Some drill down is required, and it turns out this is among the worst cases to measure. But still - 30 to 60%! The paper is short and well written, you should read it for yourself - but I will summarize the test more or less as "measure the CPU utilization while doing 1 Gbps of netperf network traffic - measure with and without iommu". The tests are also done with and without Xen, as IOMMU techniques are especially interesting to virtualization, but the basic takeaways are the same in virtualized or bare metal environments.

The "Why so Bad" conclusion is management of the TCE. The IOMMU, unlike the TLB cache of an MMU, only allows software to remove entries via a "flush it all" instruction. I have certainly measured that when TLBs need to be cleared during process switching that can be a very measurable event on overall system performance - it is one reason while an application broken into N threads runs faster than the same application broken into N processes.

But overall, this is actually an encouraging conclusion - hardware may certainly evolve to give more granular access to the TCE tables. And there are games that can be played on the management side in software that can reduce the number of flushes in return for giving up some of the safety guarantees.

Something to be watched.

Thursday, February 28, 2008

Appliances and Hybrids

In my last post, which was about the fab book Network Algorithmics, I mentioned intelligent in-network appliances. I also mentioned that "the world doesn't need to be all hardware or all software".

I believe this to be an essential point - blending rapidly improving commodity hardware with a just a touch of custom ASIC/FPGA components, glued together by a low level architecture aware systems programming approach makes unbelievably good products that can be made an produced relatively inexpensively.

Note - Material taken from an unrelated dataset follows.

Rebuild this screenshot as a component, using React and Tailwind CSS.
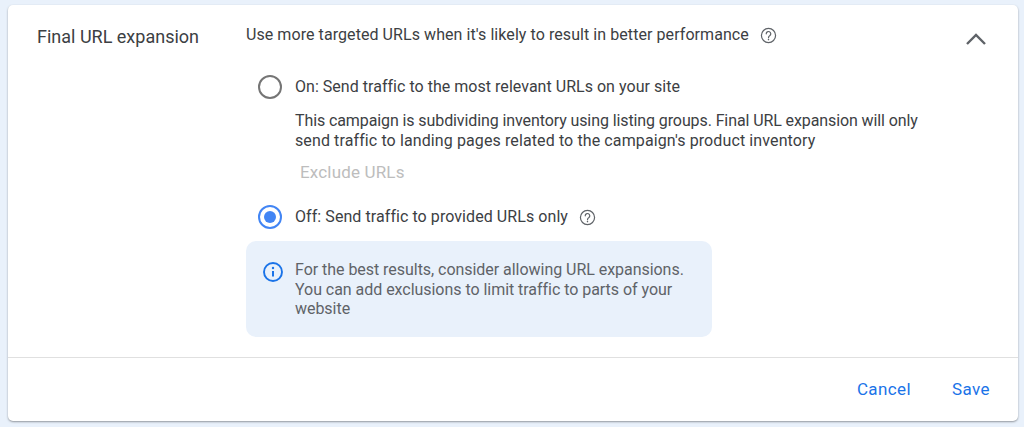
import React from "react";

const Help = ({ className }) => (
  <svg viewBox="0 0 24 24" className={className} fill="none" stroke="#5f6368" strokeWidth="1.7">
    <circle cx="12" cy="12" r="10" />
    <path d="M8.8 9.6a3.2 3.2 0 1 1 5.2 2.5c-1.2.9-2 1.5-2 3" strokeLinecap="round" />
    <circle cx="12" cy="17.8" r="1.1" fill="#5f6368" stroke="none" />
  </svg>
);

export default function App() {
  return (
    <div className="w-[1024px] h-[427px] overflow-hidden bg-[#e9f1fb] pt-[5px] pl-2 font-['Roboto',sans-serif]">
      <div className="w-[1010px] h-[416px] bg-white rounded-[5px] shadow-[0_1px_2px_rgba(60,64,67,0.5)] flex flex-col">
        <div className="h-[352px] flex pt-5 pl-[29px] pr-[30px]">
          <div className="w-[209px] text-[18px] leading-6 text-[#3c4043]">Final URL expansion</div>
          <div className="flex-1 flex flex-col">
            <div className="flex items-center h-[20px] text-[16px] text-[#3c4043] tracking-[0.07px]">
              <span>Use more targeted URLs when it's likely to result in better performance</span>
              <Help className="w-[17px] h-[17px] ml-[11px]" />
              <svg viewBox="0 0 24 24" className="w-[24px] h-[24px] ml-auto mt-[8px]" fill="none" stroke="#5f6368" strokeWidth="2.4">
                <path d="M3 17 12 8l9 9" />
              </svg>
            </div>
            <div className="flex items-center mt-[30px] ml-3 h-6">
              <span className="w-6 h-6 rounded-full border-[2.5px] border-[#757575]" />
              <span className="ml-[13px] text-[16px] text-[#3c4043] tracking-[0.03px]">On: Send traffic to the most relevant URLs on your site</span>
            </div>
            <p className="ml-[49px] mt-[12px] text-[16px] leading-[20px] text-[#3c4043] w-[640px]">
              <span className="block tracking-[-0.1px]">This campaign is subdividing inventory using listing groups. Final URL expansion will only</span>
              <span className="block tracking-[0.11px]">send traffic to landing pages related to the campaign's product inventory</span>
            </p>
            <div className="ml-[54px] mt-[11px] text-[17px] leading-5 text-[#bdbdbd] tracking-[0.17px]">Exclude URLs</div>
            <div className="flex items-center mt-[23px] ml-3 h-6">
              <span className="w-6 h-6 rounded-full border-[2.5px] border-[#4285f4] flex items-center justify-center">
                <span className="w-[12px] h-[12px] rounded-full bg-[#4285f4]" />
              </span>
              <span className="ml-[13px] text-[16px] text-[#3c4043] tracking-[0.07px]">Off: Send traffic to provided URLs only</span>
              <Help className="w-[17px] h-[17px] ml-[11px]" />
            </div>
            <div className="mt-[12px] w-[466px] h-[96px] rounded-[10px] bg-[#e9f1fb] flex pt-[19px] pl-[17px]">
              <svg viewBox="0 0 20 20" className="w-5 h-5 mt-[2px] shrink-0" fill="none" stroke="#1a73e8" strokeWidth="1.9">
                <circle cx="10" cy="10" r="9" />
                <path d="M10 9v5.5" strokeWidth="2" />
                <circle cx="10" cy="6" r="1.2" fill="#1a73e8" stroke="none" />
              </svg>
              <p className="ml-[12px] text-[16px] leading-[19.5px] text-[#5f6368] tracking-[-0.04px] w-[400px]">
                For the best results, consider allowing URL expansions. You can add exclusions to limit traffic to parts of your website
              </p>
            </div>
          </div>
        </div>
        <div className="flex-1 border-t border-[#e0e0e0] flex items-center justify-end pr-[28px] pt-[1px] gap-[41px] text-[17px] font-[450] text-[#1a73e8] tracking-[0.4px]">
          <span>Cancel</span>
          <span>Save</span>
        </div>
      </div>
    </div>
  );
}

These appliances and hardware are rapidly showing up everywhere - Tony Bourke of Load Balancing digest makes a similar (why choose between ASIC or Software?) post today. Read it.

Wednesday, February 27, 2008

Network Algorithmics

In late 2004 George Varghese published an amazing book on the design and implementation of networking projects: Network Algorithmics

You won't find the boilerplate "this is IP, this is TCP, this is layer blah" crapola here. What makes this special is that it describes the way the industry really builds high end switches, routers, high end server software and an ever growing array of intelligent in-network appliances. The way that is really done, is very different than presented in a classic networking text book.

The material is not algorithms, rather it is a way of looking at things and breaking down abstraction barriers through techniques like zero copy, tag hinting, lazy evaluation, etc.. It makes the point that layers are how you describe protocols - not how you want to implement them. The world doesn't have to be all hardware or all software, this helps train your mind on how to write systems that harmonize them both by taking the time to really understand the architecture.

To me, this book is a fundamental bookshelf item. You don't hear it often mentioned with the likes of Stevens, Tanenbaum, and Cormen - but amongst folks in the know, it is always there. More folks ought to know.

Thursday, January 31, 2008

AjaxScope Paper Provides Javascript Characterization

Emre Kıcıman and Benjamin Livshits from Microsoft Research present some interesting data in their SOPS paper - AjaxScope: A Platform for Remotely Monitoring the Client-Side Behavior of Web 2.0 Applications.

The paper is mostly about AjaxScope, a neat insturmentation and profiling tool for JavaScript.

What I want to highlight, though, are some of the measurements they present for both IE (6 and 7) as well as Firefox (2). This is real data in a refereed journal of the ACM, not a Gartner-style whitepaper.

Among the interesting nuggets are IE's 35x slower performance in String cat operations, and Firefox's 4x slower Array join execution time. The authors also put the intrinsics into context by measuring the performance of common portal pages - IE beats Firefox on msn.com, but Firefox turns the tables on Yahoo!.

Lots more interesting data, and a useful tool, in the paper. Read it.